Required work >>
Reproduce the listing word for word, leaving every picture behind.

Data extract >>
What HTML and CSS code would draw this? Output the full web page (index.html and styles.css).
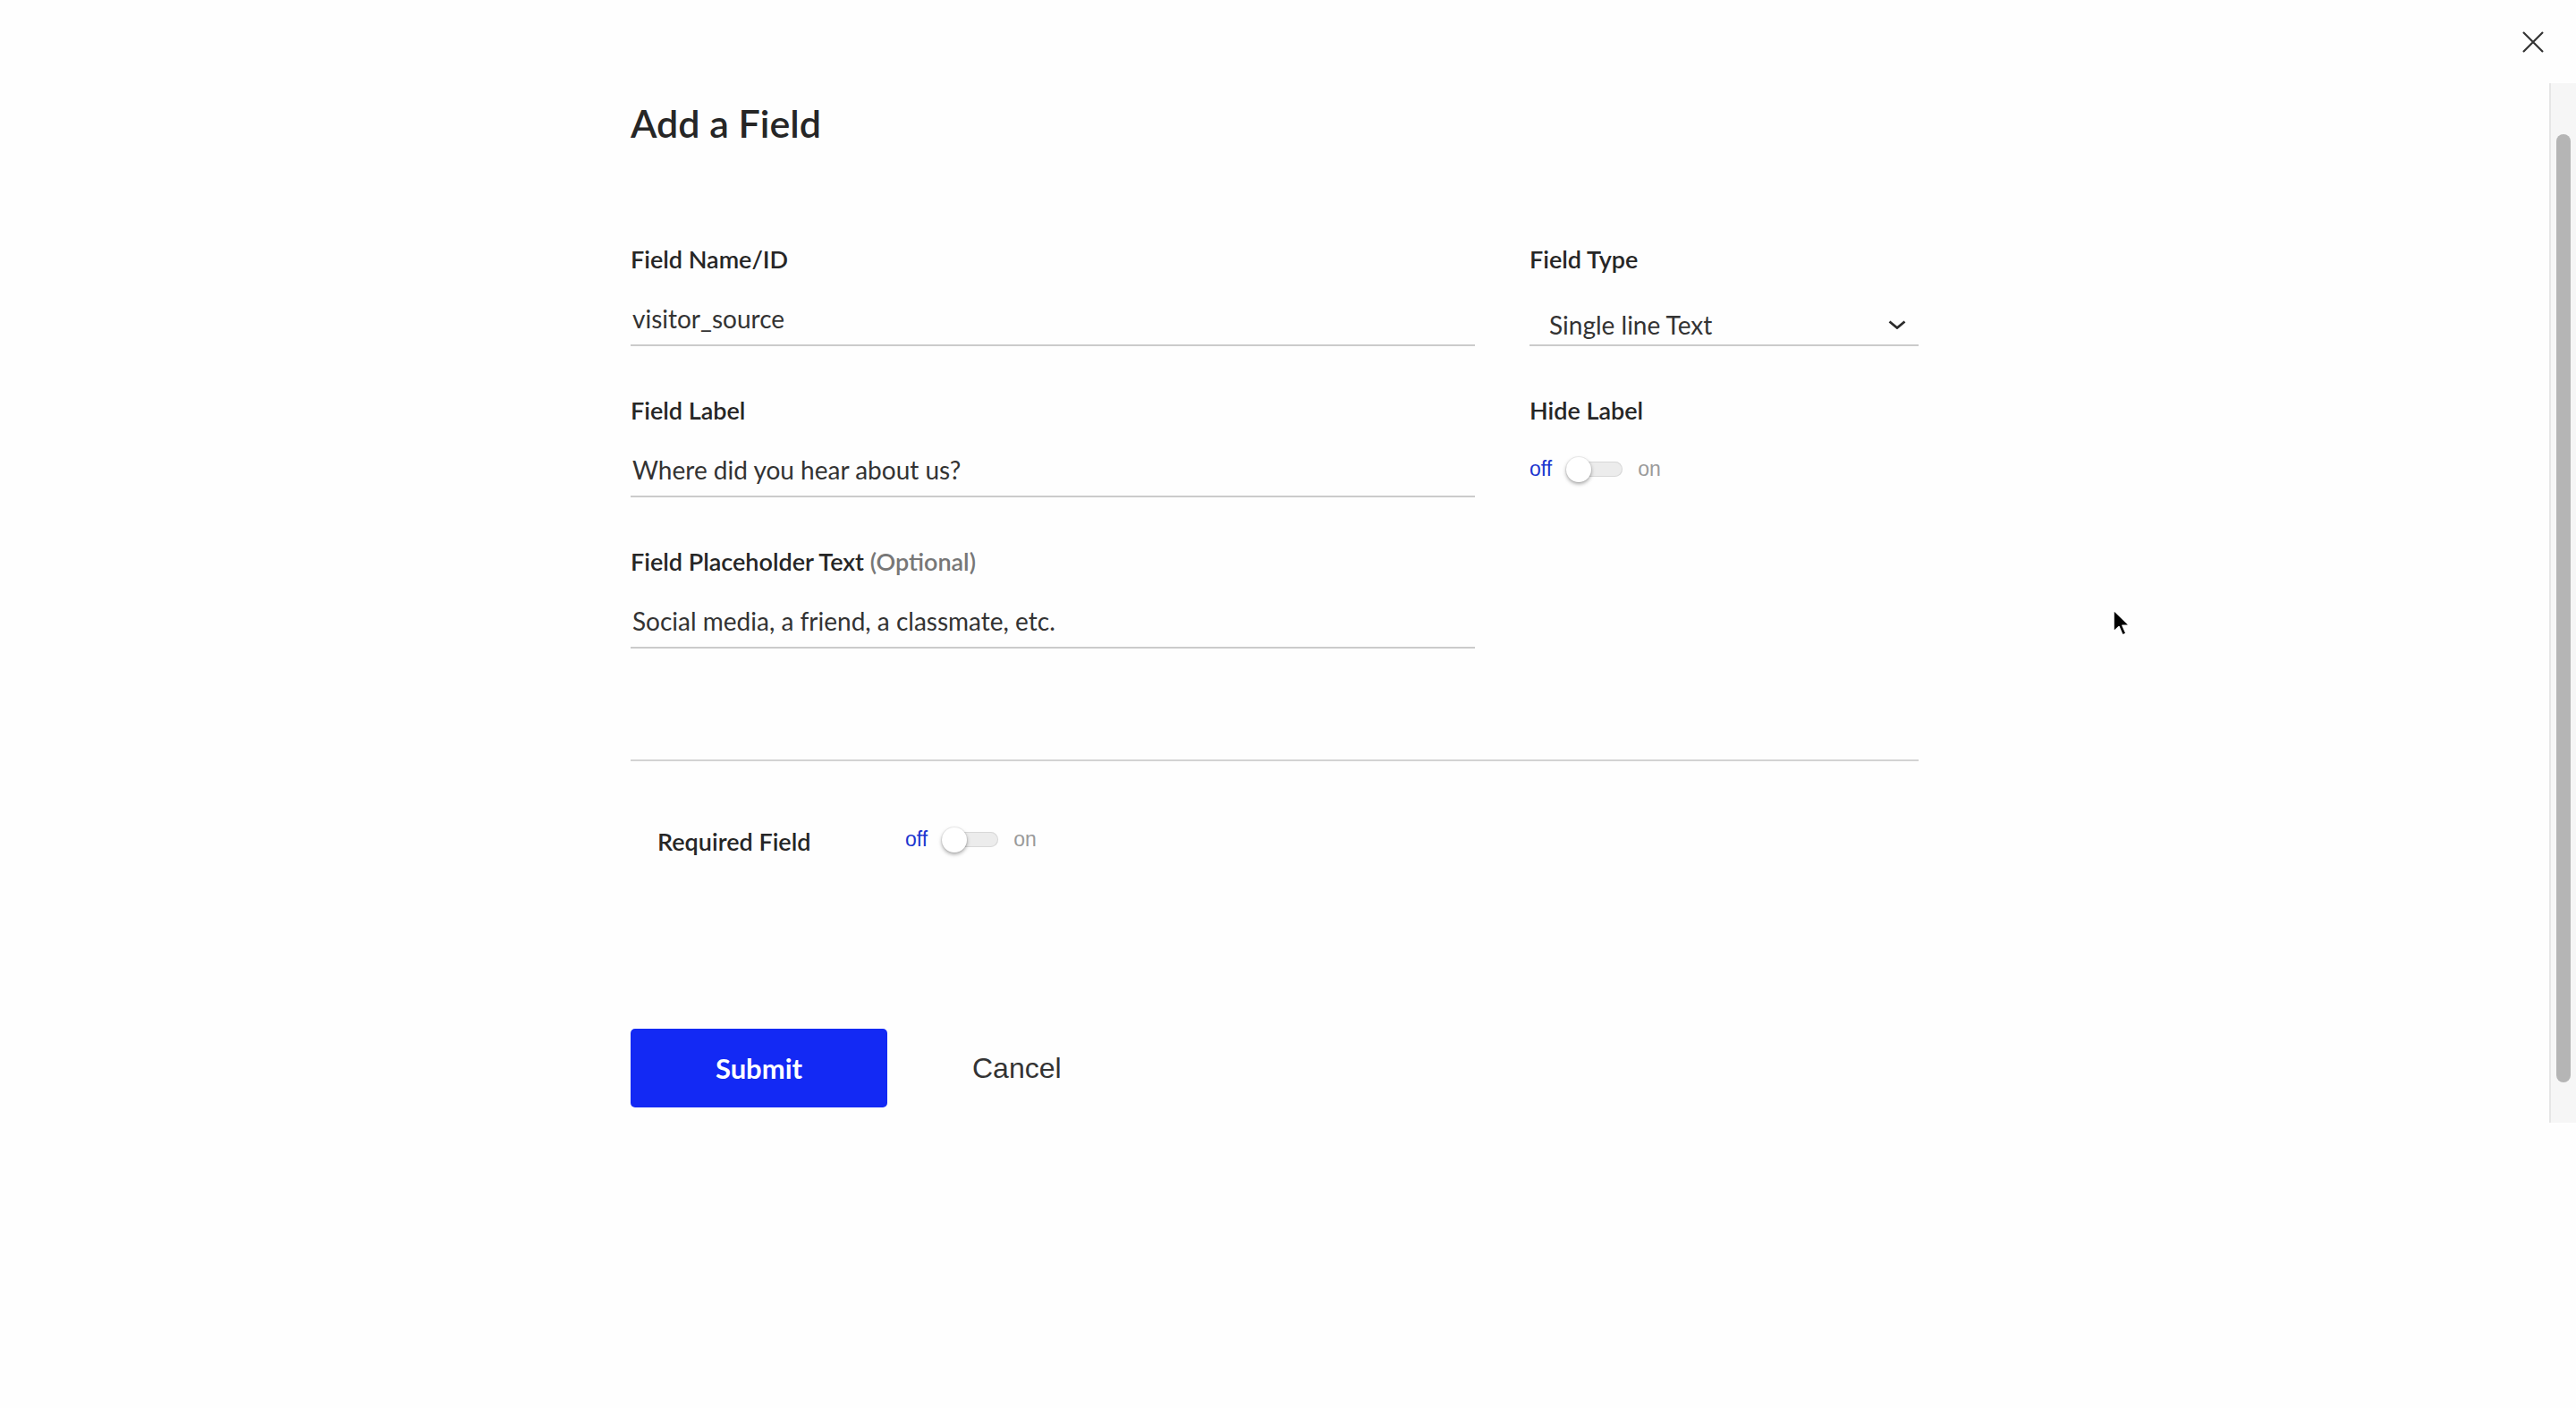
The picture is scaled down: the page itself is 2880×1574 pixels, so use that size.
FILE: index.html
```html
<!DOCTYPE html>
<html lang="en">
<head>
<meta charset="utf-8">
<title>Add a Field</title>
<link rel="stylesheet" href="styles.css">
</head>
<body>
<div class="page">
  <header class="topbar">
    <button class="close" aria-label="Close">
      <svg width="24" height="24" viewBox="0 0 24 24"><path d="M1 1 L23 23 M23 1 L1 23" stroke="#333" stroke-width="2.2" fill="none"/></svg>
    </button>
  </header>
  <div class="main">
    <div class="content">
      <h1 class="title">Add a Field</h1>
      <div class="grid">
        <div class="group">
          <div class="label">Field Name/ID</div>
          <div class="input">visitor_source</div>
        </div>
        <div class="group">
          <div class="label">Field Type</div>
          <div class="select">
            <span>Single line Text</span>
            <svg width="20" height="10" viewBox="0 0 20 10"><path d="M1.5 1.5 L10 8.5 L18.5 1.5" stroke="#2b2b2b" stroke-width="2.8" fill="none"/></svg>
          </div>
        </div>
        <div class="group">
          <div class="label">Field Label</div>
          <div class="input">Where did you hear about us?</div>
        </div>
        <div class="group">
          <div class="label">Hide Label</div>
          <div class="toggle-row">
            <span class="off">off</span>
            <span class="track"><span class="knob"></span></span>
            <span class="on">on</span>
          </div>
        </div>
        <div class="group">
          <div class="label">Field Placeholder Text <span class="optional">(Optional)</span></div>
          <div class="input">Social media, a friend, a classmate, etc.</div>
        </div>
        <div class="group"></div>
      </div>
      <div class="divider"></div>
      <div class="required">
        <div class="label req-label">Required Field</div>
        <div class="toggle-row inline">
          <span class="off">off</span>
          <span class="track"><span class="knob"></span></span>
          <span class="on">on</span>
        </div>
      </div>
      <div class="actions">
        <button class="submit">Submit</button>
        <button class="cancel">Cancel</button>
      </div>
    </div>
    <div class="scrollbar"><div class="thumb"></div></div>
  </div>
  <svg class="cursor" width="22" height="34" viewBox="0 0 22 34"><path d="M1 1 L1 25 L7 19.5 L11 29 L15 27.3 L11 18.3 L19 18.3 Z" fill="#000" stroke="#fff" stroke-width="1.6" stroke-linejoin="round"/></svg>
</div>
</body>
</html>
```
FILE: styles.css
```css
html, body {
  margin: 0;
  padding: 0;
  background: #fefefe;
}
body {
  font-family: Lato, "Noto Sans", sans-serif;
  color: #2b2b2b;
}
.page {
  position: relative;
  width: 2880px;
  height: 1574px;
  display: flex;
  flex-direction: column;
  overflow: hidden;
}
.topbar {
  height: 93px;
  flex: none;
  display: flex;
  justify-content: flex-end;
  align-items: center;
  padding-right: 36px;
}
.close {
  border: 0;
  background: none;
  padding: 0;
  width: 24px;
  height: 24px;
  display: flex;
}
.main {
  display: flex;
  align-items: flex-start;
}
.content {
  flex: 1;
  padding-left: 705px;
}
.title {
  margin: 19px 0 0;
  font-weight: 600;
  font-size: 43px;
  line-height: 52px;
  color: #262626;
}
.grid {
  margin-top: 108px;
  width: 1440px;
  display: grid;
  grid-template-columns: 944px 435px;
  column-gap: 61px;
  row-gap: 54px;
}
.group {
  min-height: 115px;
}
.label {
  font-weight: 600;
  font-size: 27px;
  line-height: 36px;
  color: #262626;
}
.optional {
  color: #777;
}
.input {
  margin-top: 22px;
  padding: 6px 0 9px 2px;
  font-size: 28px;
  line-height: 40px;
  color: #333;
  border-bottom: 2px solid #cbcbcb;
}
.select {
  margin-top: 22px;
  padding: 13px 14px 2px 22px;
  font-size: 28px;
  line-height: 40px;
  color: #333;
  border-bottom: 2px solid #cbcbcb;
  display: flex;
  justify-content: space-between;
  align-items: center;
}
.toggle-row {
  margin-top: 22px;
  height: 50px;
  display: flex;
  align-items: center;
  font-family: "Liberation Sans", Arial, sans-serif;
  font-size: 23px;
}
.toggle-row.inline {
  height: 60px;
  margin-top: -6px;
}
.off {
  color: #1d36cf;
  margin-right: 16px;
}
.on {
  color: #9a9a9a;
  margin-left: 17px;
}
.track {
  position: relative;
  width: 63px;
  height: 17px;
  border-radius: 9px;
  background: #ececec;
  box-shadow: inset 0 0 0 1px #d8d8d8;
}
.knob {
  position: absolute;
  left: 0;
  top: 50%;
  margin-top: -13px;
  width: 28px;
  height: 28px;
  border-radius: 50%;
  background: #fff;
  box-shadow: 0 2px 4px rgba(0, 0, 0, 0.35), 0 0 0 1px rgba(0, 0, 0, 0.05);
}
.divider {
  margin-top: 124px;
  width: 1440px;
  height: 2px;
  background: #d3d3d3;
}
.required {
  margin-top: 60px;
  padding-left: 30px;
  height: 60px;
  display: flex;
  align-items: center;
}
.req-label {
  width: 277px;
  flex: none;
}
.actions {
  margin-top: 179px;
  display: flex;
  align-items: center;
}
.submit {
  width: 287px;
  height: 88px;
  border: 0;
  border-radius: 5px;
  background: #1329f4;
  color: #fff;
  font-family: Lato, "Noto Sans", sans-serif;
  font-weight: 700;
  font-size: 31px;
}
.cancel {
  margin-left: 95px;
  border: 0;
  background: none;
  padding: 0;
  font-family: "Liberation Sans", Arial, sans-serif;
  font-size: 32px;
  color: #333;
}
.scrollbar {
  flex: none;
  box-sizing: border-box;
  width: 30px;
  height: 1162px;
  padding-top: 57px;
  background: #f6f6f6;
  border-left: 2px solid #e6e6e6;
}
.thumb {
  margin-left: 6px;
  width: 16px;
  height: 1060px;
  border-radius: 8px;
  background: #b5b5b5;
}
.cursor {
  position: absolute;
  left: 2362px;
  top: 681px;
}
```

Reply >>
What HTML and CSS code would draw this? Output the full web page (index.html and styles.css).
The picture is scaled down: the page itself is 2880×1574 pixels, so use that size.
FILE: index.html
```html
<!DOCTYPE html>
<html lang="en">
<head>
<meta charset="utf-8">
<title>Add a Field</title>
<link rel="stylesheet" href="styles.css">
</head>
<body>
<div class="page">
  <header class="topbar">
    <button class="close" aria-label="Close">
      <svg width="24" height="24" viewBox="0 0 24 24"><path d="M1 1 L23 23 M23 1 L1 23" stroke="#333" stroke-width="2.2" fill="none"/></svg>
    </button>
  </header>
  <div class="main">
    <div class="content">
      <h1 class="title">Add a Field</h1>
      <div class="grid">
        <div class="group">
          <div class="label">Field Name/ID</div>
          <div class="input">visitor_source</div>
        </div>
        <div class="group">
          <div class="label">Field Type</div>
          <div class="select">
            <span>Single line Text</span>
            <svg width="20" height="10" viewBox="0 0 20 10"><path d="M1.5 1.5 L10 8.5 L18.5 1.5" stroke="#2b2b2b" stroke-width="2.8" fill="none"/></svg>
          </div>
        </div>
        <div class="group">
          <div class="label">Field Label</div>
          <div class="input">Where did you hear about us?</div>
        </div>
        <div class="group">
          <div class="label">Hide Label</div>
          <div class="toggle-row">
            <span class="off">off</span>
            <span class="track"><span class="knob"></span></span>
            <span class="on">on</span>
          </div>
        </div>
        <div class="group">
          <div class="label">Field Placeholder Text <span class="optional">(Optional)</span></div>
          <div class="input">Social media, a friend, a classmate, etc.</div>
        </div>
        <div class="group"></div>
      </div>
      <div class="divider"></div>
      <div class="required">
        <div class="label req-label">Required Field</div>
        <div class="toggle-row inline">
          <span class="off">off</span>
          <span class="track"><span class="knob"></span></span>
          <span class="on">on</span>
        </div>
      </div>
      <div class="actions">
        <button class="submit">Submit</button>
        <button class="cancel">Cancel</button>
      </div>
    </div>
    <div class="scrollbar"><div class="thumb"></div></div>
  </div>
  <svg class="cursor" width="22" height="34" viewBox="0 0 22 34"><path d="M1 1 L1 25 L7 19.5 L11 29 L15 27.3 L11 18.3 L19 18.3 Z" fill="#000" stroke="#fff" stroke-width="1.6" stroke-linejoin="round"/></svg>
</div>
</body>
</html>
```
FILE: styles.css
```css
html, body {
  margin: 0;
  padding: 0;
  background: #fefefe;
}
body {
  font-family: Lato, "Noto Sans", sans-serif;
  color: #2b2b2b;
}
.page {
  position: relative;
  width: 2880px;
  height: 1574px;
  display: flex;
  flex-direction: column;
  overflow: hidden;
}
.topbar {
  height: 93px;
  flex: none;
  display: flex;
  justify-content: flex-end;
  align-items: center;
  padding-right: 36px;
}
.close {
  border: 0;
  background: none;
  padding: 0;
  width: 24px;
  height: 24px;
  display: flex;
}
.main {
  display: flex;
  align-items: flex-start;
}
.content {
  flex: 1;
  padding-left: 705px;
}
.title {
  margin: 19px 0 0;
  font-weight: 600;
  font-size: 43px;
  line-height: 52px;
  color: #262626;
}
.grid {
  margin-top: 108px;
  width: 1440px;
  display: grid;
  grid-template-columns: 944px 435px;
  column-gap: 61px;
  row-gap: 54px;
}
.group {
  min-height: 115px;
}
.label {
  font-weight: 600;
  font-size: 27px;
  line-height: 36px;
  color: #262626;
}
.optional {
  color: #777;
}
.input {
  margin-top: 22px;
  padding: 6px 0 9px 2px;
  font-size: 28px;
  line-height: 40px;
  color: #333;
  border-bottom: 2px solid #cbcbcb;
}
.select {
  margin-top: 22px;
  padding: 13px 14px 2px 22px;
  font-size: 28px;
  line-height: 40px;
  color: #333;
  border-bottom: 2px solid #cbcbcb;
  display: flex;
  justify-content: space-between;
  align-items: center;
}
.toggle-row {
  margin-top: 22px;
  height: 50px;
  display: flex;
  align-items: center;
  font-family: "Liberation Sans", Arial, sans-serif;
  font-size: 23px;
}
.toggle-row.inline {
  height: 60px;
  margin-top: -6px;
}
.off {
  color: #1d36cf;
  margin-right: 16px;
}
.on {
  color: #9a9a9a;
  margin-left: 17px;
}
.track {
  position: relative;
  width: 63px;
  height: 17px;
  border-radius: 9px;
  background: #ececec;
  box-shadow: inset 0 0 0 1px #d8d8d8;
}
.knob {
  position: absolute;
  left: 0;
  top: 50%;
  margin-top: -13px;
  width: 28px;
  height: 28px;
  border-radius: 50%;
  background: #fff;
  box-shadow: 0 2px 4px rgba(0, 0, 0, 0.35), 0 0 0 1px rgba(0, 0, 0, 0.05);
}
.divider {
  margin-top: 124px;
  width: 1440px;
  height: 2px;
  background: #d3d3d3;
}
.required {
  margin-top: 60px;
  padding-left: 30px;
  height: 60px;
  display: flex;
  align-items: center;
}
.req-label {
  width: 277px;
  flex: none;
}
.actions {
  margin-top: 179px;
  display: flex;
  align-items: center;
}
.submit {
  width: 287px;
  height: 88px;
  border: 0;
  border-radius: 5px;
  background: #1329f4;
  color: #fff;
  font-family: Lato, "Noto Sans", sans-serif;
  font-weight: 700;
  font-size: 31px;
}
.cancel {
  margin-left: 95px;
  border: 0;
  background: none;
  padding: 0;
  font-family: "Liberation Sans", Arial, sans-serif;
  font-size: 32px;
  color: #333;
}
.scrollbar {
  flex: none;
  box-sizing: border-box;
  width: 30px;
  height: 1162px;
  padding-top: 57px;
  background: #f6f6f6;
  border-left: 2px solid #e6e6e6;
}
.thumb {
  margin-left: 6px;
  width: 16px;
  height: 1060px;
  border-radius: 8px;
  background: #b5b5b5;
}
.cursor {
  position: absolute;
  left: 2362px;
  top: 681px;
}
```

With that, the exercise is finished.